**PROVIDED DATA**
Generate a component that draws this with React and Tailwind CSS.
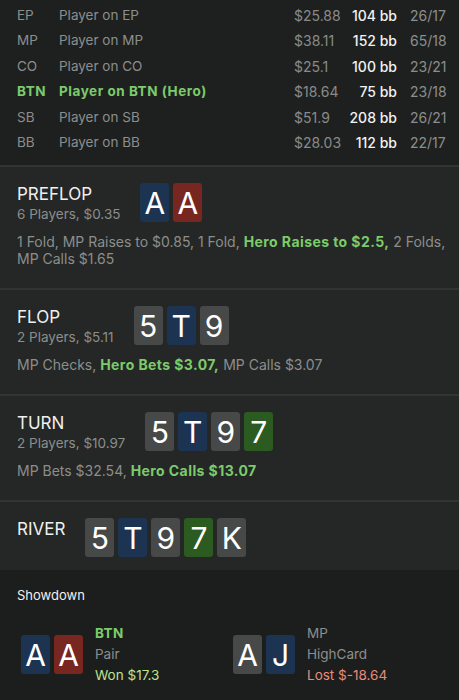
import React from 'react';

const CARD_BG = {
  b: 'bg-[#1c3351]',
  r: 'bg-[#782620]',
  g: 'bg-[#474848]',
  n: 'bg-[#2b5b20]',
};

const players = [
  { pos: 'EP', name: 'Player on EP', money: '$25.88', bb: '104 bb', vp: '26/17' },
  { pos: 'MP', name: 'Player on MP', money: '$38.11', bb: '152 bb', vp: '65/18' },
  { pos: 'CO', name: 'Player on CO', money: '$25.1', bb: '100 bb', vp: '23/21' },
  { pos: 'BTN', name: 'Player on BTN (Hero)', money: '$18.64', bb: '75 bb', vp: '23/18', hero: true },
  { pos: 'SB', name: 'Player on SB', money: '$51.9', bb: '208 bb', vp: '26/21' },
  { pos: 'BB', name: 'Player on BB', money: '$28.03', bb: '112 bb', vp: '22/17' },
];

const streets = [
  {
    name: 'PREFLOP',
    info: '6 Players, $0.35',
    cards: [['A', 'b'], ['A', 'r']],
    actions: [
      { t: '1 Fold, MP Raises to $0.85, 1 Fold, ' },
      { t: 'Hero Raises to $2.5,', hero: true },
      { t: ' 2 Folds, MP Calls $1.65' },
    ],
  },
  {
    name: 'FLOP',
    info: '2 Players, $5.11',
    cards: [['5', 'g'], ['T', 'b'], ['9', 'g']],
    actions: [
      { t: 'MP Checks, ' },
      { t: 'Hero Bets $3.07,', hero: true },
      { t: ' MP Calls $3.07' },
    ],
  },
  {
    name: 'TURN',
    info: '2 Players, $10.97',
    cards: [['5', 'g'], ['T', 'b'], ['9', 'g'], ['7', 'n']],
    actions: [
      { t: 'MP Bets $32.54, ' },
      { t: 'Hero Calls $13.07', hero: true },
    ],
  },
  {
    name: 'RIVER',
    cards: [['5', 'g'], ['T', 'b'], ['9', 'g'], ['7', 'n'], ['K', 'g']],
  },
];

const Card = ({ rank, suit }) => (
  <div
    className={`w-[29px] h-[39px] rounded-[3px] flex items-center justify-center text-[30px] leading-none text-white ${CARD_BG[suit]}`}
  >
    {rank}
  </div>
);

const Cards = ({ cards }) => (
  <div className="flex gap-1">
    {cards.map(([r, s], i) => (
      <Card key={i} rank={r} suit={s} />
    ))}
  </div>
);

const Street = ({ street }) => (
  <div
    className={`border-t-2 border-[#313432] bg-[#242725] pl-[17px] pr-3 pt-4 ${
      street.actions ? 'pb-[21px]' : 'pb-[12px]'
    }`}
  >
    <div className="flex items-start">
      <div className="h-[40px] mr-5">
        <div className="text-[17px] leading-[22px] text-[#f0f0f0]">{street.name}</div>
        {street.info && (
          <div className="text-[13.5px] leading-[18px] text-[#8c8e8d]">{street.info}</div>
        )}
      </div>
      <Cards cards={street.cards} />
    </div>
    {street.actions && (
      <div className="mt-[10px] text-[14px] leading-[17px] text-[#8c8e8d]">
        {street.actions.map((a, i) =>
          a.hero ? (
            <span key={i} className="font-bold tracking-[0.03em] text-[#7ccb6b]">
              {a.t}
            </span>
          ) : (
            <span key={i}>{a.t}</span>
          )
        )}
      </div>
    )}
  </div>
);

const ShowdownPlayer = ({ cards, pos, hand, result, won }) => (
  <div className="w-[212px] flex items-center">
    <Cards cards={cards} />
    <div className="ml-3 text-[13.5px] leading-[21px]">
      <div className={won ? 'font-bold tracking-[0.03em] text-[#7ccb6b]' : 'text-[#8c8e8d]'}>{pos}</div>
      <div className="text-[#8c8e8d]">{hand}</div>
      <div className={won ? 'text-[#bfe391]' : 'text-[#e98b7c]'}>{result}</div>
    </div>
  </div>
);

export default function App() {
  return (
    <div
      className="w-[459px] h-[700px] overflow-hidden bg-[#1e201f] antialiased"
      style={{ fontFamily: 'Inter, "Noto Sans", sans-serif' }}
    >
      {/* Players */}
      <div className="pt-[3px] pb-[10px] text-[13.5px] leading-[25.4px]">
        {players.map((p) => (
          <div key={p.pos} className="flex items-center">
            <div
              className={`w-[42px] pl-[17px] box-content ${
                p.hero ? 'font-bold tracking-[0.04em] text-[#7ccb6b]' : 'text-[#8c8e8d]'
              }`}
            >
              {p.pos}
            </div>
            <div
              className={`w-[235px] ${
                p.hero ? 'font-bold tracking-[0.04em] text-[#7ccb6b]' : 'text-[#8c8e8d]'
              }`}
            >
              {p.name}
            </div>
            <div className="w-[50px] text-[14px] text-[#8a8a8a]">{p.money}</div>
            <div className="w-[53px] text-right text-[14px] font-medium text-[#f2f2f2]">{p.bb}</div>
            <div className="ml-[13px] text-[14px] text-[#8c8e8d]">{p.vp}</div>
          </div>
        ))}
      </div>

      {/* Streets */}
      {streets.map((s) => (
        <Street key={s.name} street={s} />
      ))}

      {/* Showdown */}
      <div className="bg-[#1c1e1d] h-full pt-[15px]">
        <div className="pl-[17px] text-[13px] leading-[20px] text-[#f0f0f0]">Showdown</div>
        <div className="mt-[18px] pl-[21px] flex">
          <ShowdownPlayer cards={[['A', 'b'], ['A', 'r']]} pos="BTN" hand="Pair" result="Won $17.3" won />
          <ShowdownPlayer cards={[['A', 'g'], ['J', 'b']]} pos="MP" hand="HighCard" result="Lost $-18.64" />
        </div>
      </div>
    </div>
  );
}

**WHAT IS EXPECTED**
Each line containing "React" counts once; state the total number of such lines and nothing else.

**WRITTEN ANSWER**
2